De plus, la cour, dans sa jurisprudence du 23 février 2016, Civek c/ Turquie [10] est une nouvelle fois venue rappeler la situation d’urgence vis-à-vis des violences domestiques dans les Etats européens en précisant « qu’il s’agit d’un problème commun à tous les États membres, demeurant particulièrement préoccupant dans les sociétés européennes d’aujourd’hui ». Cette jurisprudence ne fait que confirmer la situation délicate que traverse l’Union européenne concernant les violences faites aux femmes. Pourtant, face à la multiplication des instruments juridiques internationaux pour prévenir et combattre la violence à l’égard des femmes et la violence domestique [11], il pourrait être pensé que celles-ci bénéficient d’une protection efficace et efficiente.
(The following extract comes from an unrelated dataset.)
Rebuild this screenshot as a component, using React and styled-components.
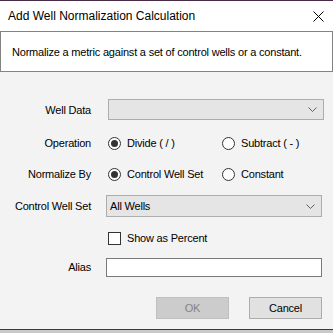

Quelle réaction de l’Union européenne au regard de ce constat navrant ?
Animée par cette volonté d’instaurer une atmosphère de justice et d’égalité, la Commission européenne dans son communiqué du 4 mars 2016 a proposé l’adhésion de l’Union à la convention internationale sur la lutte contre la violence à l’égard des femmes, autrement dit à la Convention d’Istanbul du Conseil de l’Europe. Une telle initiative souligne l’attachement de l’Union dans sa lutte contre les violences sexistes. En ce sens, Vĕra Jourová, la commissaire en charge de la Justice, des consommateurs et de l’égalité des genres, souhaitant harmoniser la protection des femmes en Europe, est venue préciser que [12] « Notre proposition est porteuse d’un message claire : les victimes de violence à l’égard des femmes doivent être protégées partout en Europe ». De même, elle considère les données rapportées par différentes enquêtes comme « inacceptables » et « contraires » aux valeurs européennes. Elle juge cette proposition comme une avancée dans la mise en œuvre cohérente de la lutte contre les violences faites aux femmes et espère également que les États membres qui n’ont pas encore adopté cette même logique le feront rapidement.
L’adhésion de l’Union européenne à la Convention se justifie par deux avantages non négligeables. Tout d’abord, l’amélioration de la collecte des données à l’échelle de l’Union. Effectivement, pour pallier le manque de données disponibles, les Etats membres se verront dans l’obligation de collecter les données exactes et de les transmettre à Eurostat (l’Office statistique de l’UE). Le second avantage se traduira par l’obligation de l’Union de faire état de l’application effective des dispositions de la convention (relevant de sa compétence) sur la scène internationale. Ce devoir lui conférera une place plus importante à l’échelle internationale en matière de lutte contre les violences sexuelles.
Toutefois, cette adhésion n’est pas encore effective et fera l’objet de débats devant le Conseil de ministres et le Parlement européen qui devront donner leur consentement conformément à la procédure législative ordinaire . Le processus législatif européen sur cette question ne fait que commencer [13]. On peut espérer qu’il soit couronné de succès.